Adventure travel in questionable taste.
It isn’t like climbing Everest, but eating in Vietnam is nothing short of high adventure. For us, filming a pilot for a cooking show, was just that.
You are what you eat in Vietnam. The more ferocious the animal, the more like it you will be. If it is virility you seek, you might choose the rabbit— if it is brute strength you’re after, don’t choose the rabbit.
Eating fresh, takes on a whole new meaning in Vietnam. You choose your fish entrée from the aquarium at the entrance to the restaurant. A carp hot pot will come with the hot stock on a burner, and your choice of carp hacked into 4 pieces, fins still moving, mouth opening and closing. If you prefer some warm-blooded animal, there is a zoo at the front of the restaurant. The higher class the café, the more exotic their zoo.
You are, of course, welcome to attend the execution of your dinner entrée. The chef cuddles your choice from the endangered species list, gives it a drink of water, says a prayer then slits its throat. The blood drips into a bowl to be mixed with fish sauce for a delicious dip. Then bunny is skinned and cooked, head on, guts and all. Yum!
This kind of stuff is not really what North Americans want to watch on TV. So we decided to follow a popular tourist activity, a trip up the Mekong River. On a typical excursion you might see kids going to school, a coconut tree sawmill, a coconut candy factory, a bee farm, snake farm, fish farm ending up at a floating market.

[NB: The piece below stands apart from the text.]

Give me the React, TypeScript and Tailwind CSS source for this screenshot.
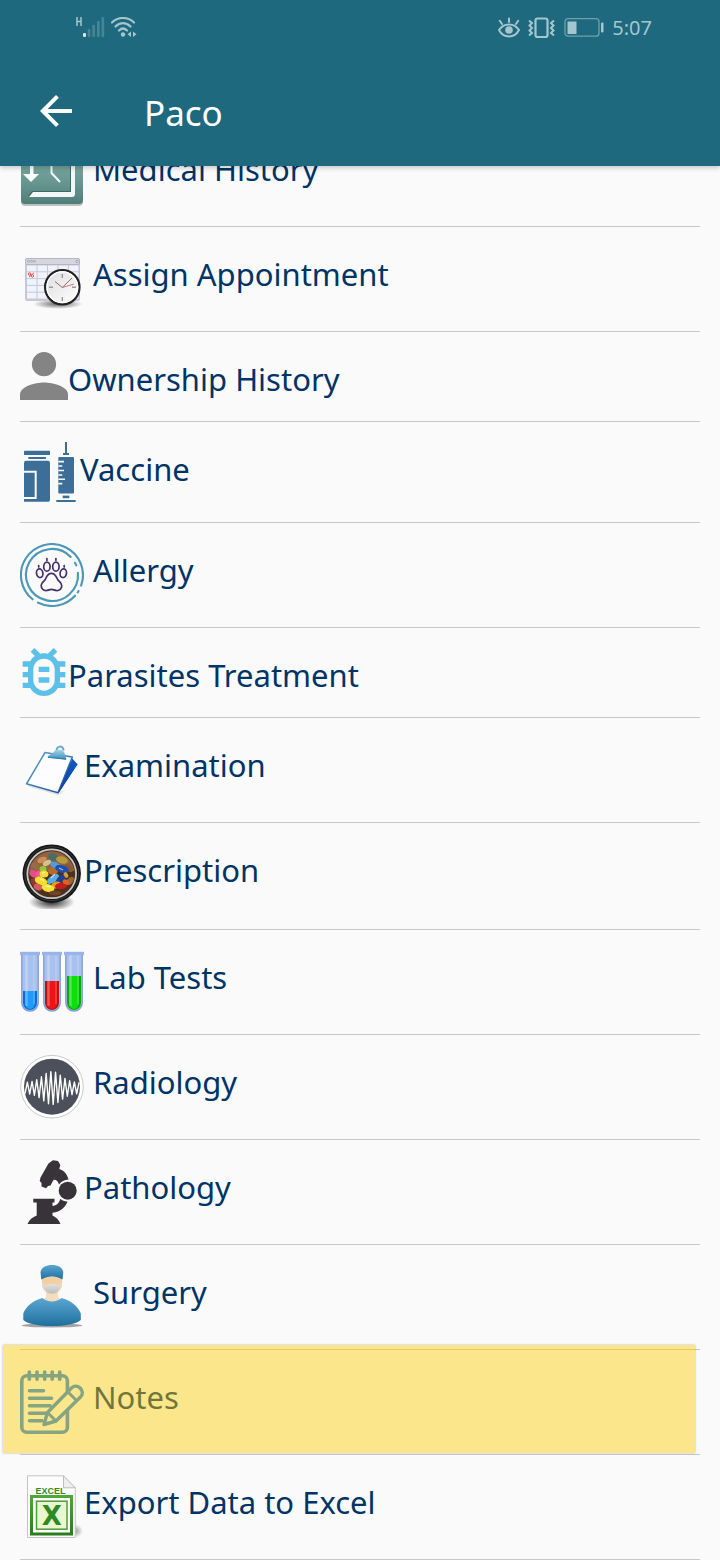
import type { ReactNode } from "react";
import { clsx } from "clsx";

const MedicalHistoryIcon = () => (
  <svg width="64" height="64" viewBox="0 0 64 64" fill="none">
    <defs>
      <linearGradient id="tile" x1="0" y1="0" x2="0" y2="1">
        <stop offset="0" stopColor="#86aea8" />
        <stop offset="0.6" stopColor="#6a9993" />
        <stop offset="1" stopColor="#517d77" />
      </linearGradient>
    </defs>
    <rect x="1" y="2" width="62" height="62" rx="4" fill="#b9c4c2" />
    <rect x="1" y="1" width="62" height="61" rx="4" fill="url(#tile)" />
    <path d="M13 8H52Q55 8 55 11V52Q55 55 52 55H9L13 50H51V12H13Z" fill="#3f6b65" transform="translate(-1 -1)" />
    <path d="M13 8H52Q55 8 55 11V52Q55 55 52 55H9L13 50H51V12H13Z" fill="#f2f8f7" />
    <path d="M10 12H13.5V32H19L11 40L3 32H10Z" fill="#fff" />
    <path d="M31.5 16V31L40 40" stroke="#f2f8f7" strokeWidth="2" />
  </svg>
);

const cellColumns = [7, 17.5, 28, 38.5, 49];
const cellRows = [18.5, 25.3, 32.1, 38.9, 45.7];

const AppointmentIcon = () => (
  <svg width="64" height="64" viewBox="0 0 64 64" fill="none">
    <defs>
      <radialGradient id="softShadow">
        <stop offset="0" stopColor="#333" stopOpacity="0.75" />
        <stop offset="1" stopColor="#333" stopOpacity="0" />
      </radialGradient>
      <linearGradient id="clockFace" x1="0" y1="0" x2="1" y2="1">
        <stop offset="0" stopColor="#ddd" />
        <stop offset="1" stopColor="#fff" />
      </linearGradient>
    </defs>
    <ellipse cx="38" cy="57" rx="25" ry="5" fill="url(#softShadow)" />
    <rect x="5" y="11" width="55" height="43" rx="2" fill="#c5c8d8" />
    <rect x="5.5" y="11.5" width="54" height="6" rx="1.5" fill="#d5d6de" stroke="#b4b6c4" />
    <circle cx="8.5" cy="14.3" r="1" stroke="#9a9ca8" strokeWidth="0.7" />
    <circle cx="11.5" cy="14.3" r="1" stroke="#9a9ca8" strokeWidth="0.7" />
    <circle cx="14.5" cy="14.3" r="1" stroke="#9a9ca8" strokeWidth="0.7" />
    <circle cx="57" cy="14.3" r="1.3" stroke="#9a9ca8" strokeWidth="0.7" />
    {cellRows.map((y) =>
      cellColumns.map((x) => <rect key={`${x}-${y}`} x={x} y={y} width="9.5" height="5.8" fill="#f2f3fa" />),
    )}
    <circle cx="9.5" cy="27" r="1.2" stroke="#e8504a" />
    <circle cx="12.5" cy="29" r="1.2" stroke="#e8504a" />
    <path d="M9 30L14 25.8" stroke="#e8504a" />
    <circle cx="42.3" cy="40.2" r="17.2" fill="url(#clockFace)" stroke="#222" strokeWidth="2.2" />
    <circle cx="42.3" cy="40.2" r="15.4" stroke="#fff" strokeWidth="1.2" />
    <path d="M42.3 27v4M42.3 50v4M29 40.2h4M52 40.2h4" stroke="#999" strokeWidth="1.4" />
    <path d="M35 34.5L42.3 40.5L52 31" stroke="#555" strokeWidth="0.8" />
    <path d="M42.3 40.5L54 37" stroke="#d9534f" strokeWidth="0.8" />
  </svg>
);

const PersonIcon = () => (
  <svg width="48" height="48" viewBox="0 0 48 48" fill="#848484">
    <circle cx="24" cy="12.2" r="12.1" />
    <path d="M0 48V42.5C0 34.5 15 30.5 24 30.5S48 34.5 48 42.5V48Z" />
  </svg>
);

const VaccineIcon = () => (
  <svg width="60" height="60" viewBox="0 0 60 60" fill="#3c6e98">
    <rect x="4" y="8.7" width="26" height="4.4" rx="0.7" />
    <rect x="8.3" y="15" width="17.6" height="2" />
    <path d="M6 18.7H28Q30 18.7 30 21V58Q30 59.8 28.3 59.8H4V21Q4 18.7 6 18.7Z" />
    <path d="M4 29.7H15.7V56H4" fill="none" stroke="#fafafa" strokeWidth="2" />
    <path d="M45 0H47V11H49V13H43V11H45Z" />
    <rect x="38.3" y="15" width="15.7" height="36.5" rx="1" />
    <path
      d="M38.3 19.6H44M38.3 24H42.3M38.3 28.5H44M38.3 33H42.3M38.3 37.3H45M38.3 41.6H42.3"
      stroke="#fafafa"
      strokeWidth="1.6"
    />
    <rect x="42.7" y="53.6" width="6.6" height="2.6" />
    <rect x="36.3" y="58" width="19.4" height="2" />
  </svg>
);

const AllergyIcon = () => (
  <svg width="64" height="64" viewBox="0 0 64 64" fill="none" strokeLinecap="round">
    <g stroke="#4a97b9" strokeWidth="2.1">
      <path d="M12.6 56.3A31 31 0 1 1 61.1 42.6" />
      <path d="M58.5 48L57.7 49.4M55 52.7A31 31 0 0 1 17.9 59.6" />
      <path d="M50.7 13.9A26 26 0 1 0 57.9 29.7" />
      <path d="M55 19.8L56.3 22.4" />
    </g>
    <g stroke="#43306b" strokeWidth="1.7">
      <ellipse cx="19.7" cy="30.2" rx="3.2" ry="4.4" transform="rotate(-10 19.7 30.2)" />
      <ellipse cx="26.9" cy="23.7" rx="3.2" ry="4.5" />
      <ellipse cx="35.9" cy="23.7" rx="3.2" ry="4.5" />
      <ellipse cx="43.3" cy="30.2" rx="3.2" ry="4.4" transform="rotate(10 43.3 30.2)" />
      <path d="M26.9 15.6v1.6M35.9 15.6v1.6M18.7 22.6v1.4M44.2 22.6v1.4" />
      <path d="M31.4 30.4C27.5 30.4 26.8 33.5 25.3 36.4C24.2 38.5 21.4 39.4 21.2 42.5C21 46 23.8 47.9 26.8 47.5C28.6 47.2 29.8 46.3 31.4 46.3S34.4 47.2 36.2 47.5C39.2 47.9 42 46 41.7 42.5C41.4 39.4 38.7 38.5 37.6 36.4C36.1 33.5 35.3 30.4 31.4 30.4Z" />
    </g>
  </svg>
);

const BugIcon = () => (
  <svg width="48" height="48" viewBox="3 3 18 18" fill="#5cc0e8">
    <path d="M20 8h-2.81c-.45-.78-1.07-1.45-1.82-1.96L17 4.41 15.59 3l-2.17 2.17C12.96 5.06 12.49 5 12 5s-.96.06-1.41.17L8.41 3 7 4.41l1.62 1.63C7.88 6.55 7.26 7.22 6.81 8H4v2h2.09c-.05.33-.09.66-.09 1v1H4v2h2v1c0 .34.04.67.09 1H4v2h2.81c1.04 1.79 2.97 3 5.19 3s4.15-1.21 5.19-3H20v-2h-2.09c.05-.33.09-.66.09-1v-1h2v-2h-2v-1c0-.34-.04-.67-.09-1H20V8zm-4 4v3c0 2.21-1.79 4-4 4s-4-1.79-4-4v-4c0-2.21 1.79-4 4-4s4 1.79 4 4v1zm-6 2h4v2h-4zm0-4h4v2h-4z" />
  </svg>
);

const ClipboardIcon = () => (
  <svg width="64" height="64" viewBox="0 0 64 64" fill="none">
    <defs>
      <linearGradient id="boardBack" x1="1" y1="0" x2="0" y2="1">
        <stop offset="0" stopColor="#0a5bc4" />
        <stop offset="1" stopColor="#1340a0" />
      </linearGradient>
      <linearGradient id="boardEdge" x1="0" y1="0" x2="1" y2="1">
        <stop offset="0" stopColor="#5fa9cf" />
        <stop offset="1" stopColor="#1c4c9c" />
      </linearGradient>
      <linearGradient id="boardClip" x1="0" y1="0" x2="0" y2="1">
        <stop offset="0" stopColor="#a9d8ea" />
        <stop offset="1" stopColor="#3a8bb8" />
      </linearGradient>
    </defs>
    <path d="M8 47.5L38 56.5L43 53" stroke="#bbb" strokeWidth="1.5" opacity="0.4" />
    <path d="M51 23L57.5 26.3L38.5 55.3L36 54Z" fill="url(#boardBack)" />
    <path d="M25 14.5L52.3 19L38 54.7L6.5 45.8Z" fill="#fdfdff" stroke="url(#boardEdge)" strokeWidth="1.5" strokeLinejoin="round" />
    <path d="M52.3 20.5L38.5 55L57.5 26.3Z" fill="url(#boardBack)" />
    <path d="M36.5 13C36.5 7.5 43.5 7 43.5 12.5" stroke="#6aa9c6" strokeWidth="2" />
    <path d="M33 14.5C36 10.5 43 10.5 44.5 15L46.5 21.5L27.5 19.5C28 17 31 17 33 14.5Z" fill="url(#boardClip)" />
    <path d="M28 19.3L46 21.3" stroke="#2b7ba9" strokeWidth="1" />
  </svg>
);

// cx, cy, rx, ry, angle, color
const pills: [number, number, number, number, number, string][] = [
  [22, 17, 5, 3, -20, "#c98d55"],
  [33, 14, 5, 4, 10, "#4d6b66"],
  [42, 17, 6, 3.5, 15, "#b79a3c"],
  [15, 23, 5, 3, 30, "#9a6a44"],
  [49, 25, 5, 3, 50, "#8a5a34"],
  [50, 38, 5, 3, -50, "#96673c"],
  [14, 39, 4, 3, 60, "#8c3b3b"],
  [27, 20, 4.5, 2.5, -30, "#d8c08a"],
  [33, 28, 5, 4, 0, "#b56a2e"],
  [35, 22, 5, 3, 20, "#4c9ee0"],
  [42, 26, 7, 3.8, 15, "#1f4fae"],
  [23, 26, 3.5, 3, 0, "#8fc93a"],
  [14, 31, 5, 3.5, 30, "#e64c8b"],
  [19, 31, 3.5, 3.5, 0, "#f0568f"],
  [24, 31, 4.5, 3.5, 0, "#f1dc3a"],
  [33, 36, 7, 3.5, -35, "#58aee6"],
  [41, 36, 6, 3.2, -40, "#1d3f94"],
  [21, 38, 6.5, 4, 20, "#f2e02a"],
  [18, 44, 4.5, 3.2, 20, "#d65a5f"],
  [36, 42, 5, 3.3, -15, "#e0a01d"],
  [41, 43, 6, 3.2, -5, "#c41d1d"],
  [46, 39, 3.5, 2.5, 20, "#e5601f"],
  [28, 45, 6.5, 4, 15, "#f4e236"],
  [46, 32, 3, 2, 60, "#c9a43e"],
  [35, 50, 6, 2.5, 0, "#6e4526"],
];

const PrescriptionIcon = () => (
  <svg width="64" height="66" viewBox="0 0 64 66" fill="none">
    <defs>
      <radialGradient id="bowlShadow">
        <stop offset="0" stopColor="#000" stopOpacity="0.85" />
        <stop offset="1" stopColor="#000" stopOpacity="0" />
      </radialGradient>
      <clipPath id="bowl">
        <circle cx="31.7" cy="31" r="22.8" />
      </clipPath>
    </defs>
    <ellipse cx="31.7" cy="59" rx="23" ry="9" fill="url(#bowlShadow)" />
    <circle cx="31.7" cy="30.6" r="29.2" fill="#161616" />
    <circle cx="31.7" cy="30.6" r="27" stroke="#3c3c3c" strokeWidth="1" />
    <circle cx="31.7" cy="30.8" r="24.4" fill="#4d2f1b" stroke="#c9c7c5" strokeWidth="1.8" />
    <g clipPath="url(#bowl)">
      <rect x="8" y="8" width="48" height="20" fill="#a5704a" opacity="0.8" />
      {pills.map(([cx, cy, rx, ry, angle, color]) => (
        <ellipse key={`${cx}-${cy}`} cx={cx} cy={cy} rx={rx} ry={ry} fill={color} transform={`rotate(${angle} ${cx} ${cy})`} />
      ))}
      <path d="M31 35L35 31M39 25L43 27M20 36L24 37.5M26 43L31 44M22 30L25 29.5" stroke="#fff" strokeWidth="1.2" opacity="0.6" />
    </g>
  </svg>
);

const Tube = ({ x, level, color, dark }: { x: number; level: number; color: string; dark: string }) => (
  <g transform={`translate(${x} 0)`}>
    <path d="M1.7 4H18.3V53A8.3 8.3 0 0 1 1.7 53Z" fill="#a9c1ef" />
    <path d={`M3 ${level}H17V53A7 7 0 0 1 3 53Z`} fill={dark} />
    <path d={`M5 ${level}H15V53A5 6 0 0 1 5 53Z`} fill={color} />
    <path d="M6.5 5V56" stroke="#fff" strokeWidth="2.4" opacity="0.28" />
    <path d="M14 5V54" stroke="#fff" strokeWidth="1.2" opacity="0.25" />
    <path d="M1.8 5V53A8.2 8.2 0 0 0 18.2 53V5" stroke="#7e9bd2" strokeWidth="1.3" fill="none" />
    <rect x="0" y="1.8" width="20" height="3.4" fill="#98b4e8" />
  </g>
);

const LabIcon = () => (
  <svg width="64" height="64" viewBox="0 0 64 64" fill="none">
    <Tube x={0} level={41} color="#1f9bfb" dark="#0c6fd0" />
    <Tube x={22} level={31} color="#ef1414" dark="#b81414" />
    <Tube x={44} level={26} color="#0ce00c" dark="#0ea512" />
  </svg>
);

// peaks get taller towards the middle of the disc
const wave = Array.from({ length: 24 }, (_, i) => {
  const x = 5 + i * 2.35;
  const height = 5.5 + 11 * Math.exp(-(((x - 32) / 13) ** 2));
  return `${x},${33 + (i % 2 ? -height : height)}`;
}).join(" ");

const RadiologyIcon = () => (
  <svg width="64" height="64" viewBox="0 0 64 64" fill="none">
    <circle cx="32" cy="31.7" r="31.3" fill="#fff" stroke="#c9c9c9" strokeWidth="1" />
    <circle cx="32" cy="31.7" r="28" fill="#4c505b" />
    <polyline points={wave} stroke="#fff" strokeWidth="1.4" strokeLinejoin="round" />
  </svg>
);

const MicroscopeIcon = () => (
  <svg width="64" height="64" viewBox="0 0 64 64" fill="#383239">
    <path d="M30.5 2L33 .3L38 1L40.3 5L39.3 9L30.5 25.5L28 26L26 28.3L21.5 26.5L21.5 23L19.7 21L20.5 17.5L28.5 3.5Z" />
    <path d="M38.5 9C42.5 9.5 47 13 48.5 19.5C44.5 19.7 41 21.5 39 24.5C38 21.5 36 18.5 33 20.5Z" />
    <circle cx="47.7" cy="30.7" r="9" />
    <path d="M13.3 38.7H34.5V42.5H32.5V46C36.5 45.5 39 43.5 40.3 38.8C42.5 41 45.5 41.8 47.5 41.5C45.5 47 40.5 52 32.5 52.7V55.5C36 57 39 60 40.5 64H7.5C9 60 12.5 57 16.7 55.5V42.5H13.3Z" />
  </svg>
);

const SurgeonIcon = () => (
  <svg width="64" height="64" viewBox="0 0 64 64" fill="none">
    <defs>
      <linearGradient id="scrubs" x1="0" y1="0" x2="0" y2="1">
        <stop offset="0" stopColor="#5ba6d3" />
        <stop offset="1" stopColor="#1f6f9c" />
      </linearGradient>
      <linearGradient id="mask" x1="0" y1="0" x2="0" y2="1">
        <stop offset="0" stopColor="#e4e4e4" />
        <stop offset="1" stopColor="#bcbcbc" />
      </linearGradient>
    </defs>
    <ellipse cx="32" cy="60.5" rx="30.5" ry="2" fill="#a3a3a3" />
    <path d="M26 24H38V31C38 33 40 34 41 34.5C38 39 26 39 23 34.5C24.5 34 26 33 26 31Z" fill="#f3dcc0" />
    <path d="M22 12H42V19C42 25 37 29 32 29S22 25 22 19Z" fill="#f3cfa4" />
    <path d="M22.5 18.5L26 20Q32 18 38 20L41.5 18.5C41.5 21 39.8 22 39.5 23.5C38.5 27 35 28.5 32 28.5S25.5 27 24.5 23.5C24 22 22.5 21 22.5 18.5Z" fill="url(#mask)" />
    <path d="M20.5 7C21.5 2.5 26 0 32 0S42.5 2.5 43.3 7L42.5 14.5C36 10.5 28 10.5 21.3 14.5Z" fill="url(#scrubs)" />
    <path d="M22.5 33C27 37.5 37 37.5 41.5 33C50 35 58 41 60.8 48.5V55C56 59 45 61 32 61S8 59 3.3 55V48.5C6 41 14 35 22.5 33Z" fill="url(#scrubs)" />
  </svg>
);

const NotesIcon = () => (
  <svg width="64" height="64" viewBox="0 0 64 64" fill="none" stroke="#2585e6" strokeWidth="3.6" strokeLinecap="round" strokeLinejoin="round">
    <rect x="1.8" y="5.8" width="45.6" height="56.4" rx="5" />
    <path d="M9.3 2V9.3M17 2V9.3M24.7 2V9.3M32.2 2V9.3M39.7 2V9.3" />
    <path d="M9.5 20.7H23.5M9.5 28.2H31.5M9.5 35.7H30M9.5 43.2H26M9.5 50.7H22" />
    <path d="M24 54.5L27.5 42.5L51.5 18C57.5 12.5 66 21 60.5 27L36 51Z" fill="#fafafa" strokeWidth="3.4" />
    <path d="M27.5 42.5L36 51M48 22L56.5 30.5" strokeWidth="3" />
  </svg>
);

const ExcelIcon = () => (
  <svg width="64" height="64" viewBox="0 0 64 64" fill="none">
    <defs>
      <linearGradient id="sheet" x1="0" y1="0" x2="0" y2="1">
        <stop offset="0" stopColor="#4fa63a" />
        <stop offset="1" stopColor="#2a7d1d" />
      </linearGradient>
    </defs>
    <ellipse cx="54" cy="56" rx="9" ry="7" fill="url(#softShadow)" opacity="0.7" />
    <path d="M7.5 .8H43.5L55.3 13V62.5H7.5Z" fill="#fcfcfc" stroke="#c4c4c4" />
    <path d="M43.5 .8V12.8H55.3Z" fill="#eee" stroke="#bdbdbd" />
    <text x="15.5" y="18.5" fontFamily="Liberation Sans, Arial, sans-serif" fontWeight="700" fontSize="9" fill="#2f8a1e">
      EXCEL
    </text>
    <rect x="11.5" y="21.5" width="40" height="37.5" stroke="url(#sheet)" strokeWidth="3" />
    <rect x="16.5" y="26.2" width="30.5" height="28" fill="#e9f6cf" stroke="#4d9e38" strokeWidth="1.5" />
    <text x="31.7" y="49.5" textAnchor="middle" fontFamily="DejaVu Sans, sans-serif" fontWeight="700" fontSize="26" fill="#2f8a22">
      X
    </text>
  </svg>
);

type Row = {
  label: string;
  icon: ReactNode;
  spaced?: boolean;
  highlighted?: boolean;
};

const rows: Row[] = [
  { label: "Medical History", icon: <MedicalHistoryIcon />, spaced: true },
  { label: "Assign Appointment", icon: <AppointmentIcon />, spaced: true },
  { label: "Ownership History", icon: <PersonIcon /> },
  { label: "Vaccine", icon: <VaccineIcon /> },
  { label: "Allergy", icon: <AllergyIcon />, spaced: true },
  { label: "Parasites Treatment", icon: <BugIcon /> },
  { label: "Examination", icon: <ClipboardIcon /> },
  { label: "Prescription", icon: <PrescriptionIcon /> },
  { label: "Lab Tests", icon: <LabIcon />, spaced: true },
  { label: "Radiology", icon: <RadiologyIcon />, spaced: true },
  { label: "Pathology", icon: <MicroscopeIcon /> },
  { label: "Surgery", icon: <SurgeonIcon />, spaced: true },
  { label: "Notes", icon: <NotesIcon />, spaced: true, highlighted: true },
  { label: "Export Data to Excel", icon: <ExcelIcon /> },
];

const StatusBar = () => (
  <div className="flex h-14 items-center justify-between pl-[76px] pr-[68px] text-[#a3c6cf]">
    <div className="flex items-center gap-1.5">
      <svg width="29" height="22" viewBox="0 0 29 22" fill="currentColor">
        <path d="M1 0V9M5 0V9M1 4.5H5" stroke="currentColor" strokeWidth="1.5" fill="none" />
        <rect x="7" y="16" width="3" height="4" rx="1" fill="#d5e6ea" />
        <g opacity="0.3">
          <rect x="11.7" y="12" width="2.7" height="8" rx="1" />
          <rect x="16.3" y="8" width="2.7" height="12" rx="1" />
          <rect x="21" y="4" width="2.7" height="16" rx="1" />
          <rect x="25.5" y="0" width="2.7" height="20" rx="1" />
        </g>
      </svg>
      <svg width="26" height="22" viewBox="0 0 26 22" fill="none" stroke="currentColor" strokeWidth="2.2" strokeLinecap="round">
        <path d="M1 5.5C7.5 -0.5 16.5 -0.5 23 5.5M4.5 9.5C9 5 15 5 19.5 9.5M8 13.5C10.5 11 13.5 11 16 13.5" />
        <circle cx="12" cy="17.5" r="2.2" fill="currentColor" stroke="none" />
        <path d="M20 14.5V20L16.5 17.3ZM22 14.5V20L25.5 17.3Z" fill="currentColor" stroke="none" />
      </svg>
    </div>
    <div className="flex items-center gap-2">
      <svg width="22" height="22" viewBox="0 0 22 22" fill="none" stroke="currentColor" strokeWidth="2" strokeLinecap="round">
        <path d="M1 13C5.5 5.5 16.5 5.5 21 13C16.5 21.5 5.5 21.5 1 13Z" />
        <circle cx="11" cy="13" r="3.8" fill="currentColor" stroke="none" />
        <path d="M11 1.5V5M1.8 3.8L4 7M20.2 3.8L18 7" />
      </svg>
      <svg width="27" height="22" viewBox="0 0 27 22" fill="none" stroke="currentColor" strokeWidth="2">
        <rect x="7.5" y="1.5" width="12" height="18.5" rx="2" strokeWidth="2.2" />
        <path d="M1 3.5L4 6L1.5 8.5L4 11L1.5 13.5L4 16L1 18.5M26 3.5L23 6L25.5 8.5L23 11L25.5 13.5L23 16L26 18.5" />
      </svg>
      <svg width="41" height="22" viewBox="0 0 41 22" fill="none">
        <rect x="2" y="1.7" width="34" height="17.5" rx="3" stroke="currentColor" strokeOpacity="0.6" strokeWidth="1.3" />
        <rect x="4.5" y="4.5" width="9" height="12.5" fill="currentColor" />
        <rect x="38" y="5.5" width="2.5" height="10" rx="1" fill="currentColor" />
      </svg>
      <span className="text-xl">5:07</span>
    </div>
  </div>
);

const ListRow = ({ label, icon, spaced, highlighted }: Row) => (
  <li className="relative">
    <button type="button" className="flex w-full items-start border-b border-[#c8c8c8] py-5 text-left">
      <span className="shrink-0">{icon}</span>
      <span className={clsx("pt-[7px] pb-[2px] text-[31px] leading-10", spaced && "ml-[9px]")}>{label}</span>
    </button>
    {/* marker stroke over the row */}
    {highlighted && (
      <div className="pointer-events-none absolute -left-[17px] -top-[5px] right-[5px] bottom-[2px] bg-[#ffcc00]/44 shadow-[0_0_2px_rgba(0,0,0,0.3)]" />
    )}
  </li>
);

export default function App() {
  return (
    <div className="min-h-screen overflow-hidden bg-[#fafafa] font-['Noto_Sans','Open_Sans',sans-serif] text-[#003366]">
      <header className="relative z-10 bg-[#1e697d] text-white shadow-[0_2px_5px_rgba(0,0,0,0.2)]">
        <StatusBar />
        <div className="flex h-[110px] items-center px-8">
          <button type="button" aria-label="Back">
            <svg width="48" height="48" viewBox="0 0 24 24" fill="currentColor">
              <path d="M20 11H7.83l5.59-5.59L12 4l-8 8 8 8 1.41-1.41L7.83 13H20v-2z" />
            </svg>
          </button>
          <h1 className="ml-16 pt-1 text-[35px] leading-12">Paco</h1>
        </div>
      </header>
      {/* the list is scrolled, part of the first row sits under the header */}
      <ul className="-mt-11 px-5">
        {rows.map((row) => (
          <ListRow key={row.label} {...row} />
        ))}
      </ul>
    </div>
  );
}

It starts out with an hour-long taxi ride. The staging area beside the river was a picturesque spot beside a small lagoon surrounded by palm trees, with a long pier lined with boats waiting to take tourists up the river.
The taxi ride left me in need of a toilet. I was pointed towards the outhouse, a small thatch-roofed, windowless brick bunker beside the lagoon. It had no door, and just a small 2 inch hole in the floor. Now I’m a Canadian boy, I’ve written my name in the snow, I could have handled Number 1, with that size of hole.
Problem was, I was after Number 2. Even Canadian boys can’t aim that well with Number 2. A two-inch hole, no door—no way. I stepped back out, and looked at the guide. He snickered as he pointed to the slough beside the outhouse. There, in the centre of the slough, was a concrete post. Perched on the post was a little platform with a three-foot high straw-mat wall. The gangway to the platform was a 15-foot plank, barely a foot wide. The water below was murky brown.
It might even make good footage, me ducking behind the wall. Squatting, only my head would be visible, and I could look around. It would be obvious what I was doing. After all, it was the toilet. The plop in the water might be heard, and in this case seen, but I could live with that.
Getting to the platform on that narrow plank, was another matter. Falling in was not an option. This was no swimming hole. I stepped up and gingerly bounced, testing its strength. It seemed strong enough. The vibration moved up the plank, the concrete post shuddered. Suddenly the water began to swirl. It was feeding time for something in the water.
I could see nothing through the murky water. “What are they growing in there?” I thought. Eels? I thought of the Tin Drum. Snakes? Shit eating Snakes? Piranhas? Alligators? There was no way, I was going to walk that plank. My need disappeared. I quickly peed into the 2-inch hole and got in the boat.
We headed across the brown and murky Mekong river, almost a mile across, and then up one of the brown and murky tributaries. The sky was obscured by jungle greenery; it was very cool, great stock footage. We saw the kids going to school, the bee farm, snake farm and a candy factory. The fish farm was a maze of narrow waterways, snaking back and forth at the edge of the river, again, murky brown water.
We immediately commenced filming. The gleeful host catches a fish. He carries it triumphantly to the cleaning lady, who scrubs it and passes it on to the cooking lady who drops it, scales and all into a giant wok and fries it. Then on to the table where the jovial, hungry host has dinner with the family. Mama san teaches him the fine art of making rice paper rolls with the freshly fried fish. He learns about fish sauce, chiles, fresh basil, lime. The producers are going to love this.
Then I remembered that I still hadn’t done the Number 2 thing. I assumed we were done filming. Where is the toilet? I asked. I was pointed towards a concrete bunker beside the water. It had a door, and inside a toilet, with a seat, and toilet paper, and a sink.
Yes! Relieved, I sat down to business, and my mind wandered to the logistics of a toilet this close to the water of this fish farm. I mumbled to myself out loud, “Where does the toilet flush to? How much fish did I put into my wraps? How many of those delicious salad wraps did I eat?
I was still wearing the mike. The camera man had stayed on me the whole time. He was wearing headphones and heard me. Laughing, he told me to come outside and see where the toilet flushed to.
I didn’t have to. I flushed the toilet and saw the daylight at the bottom of the toilet bowl, and murky brown water below.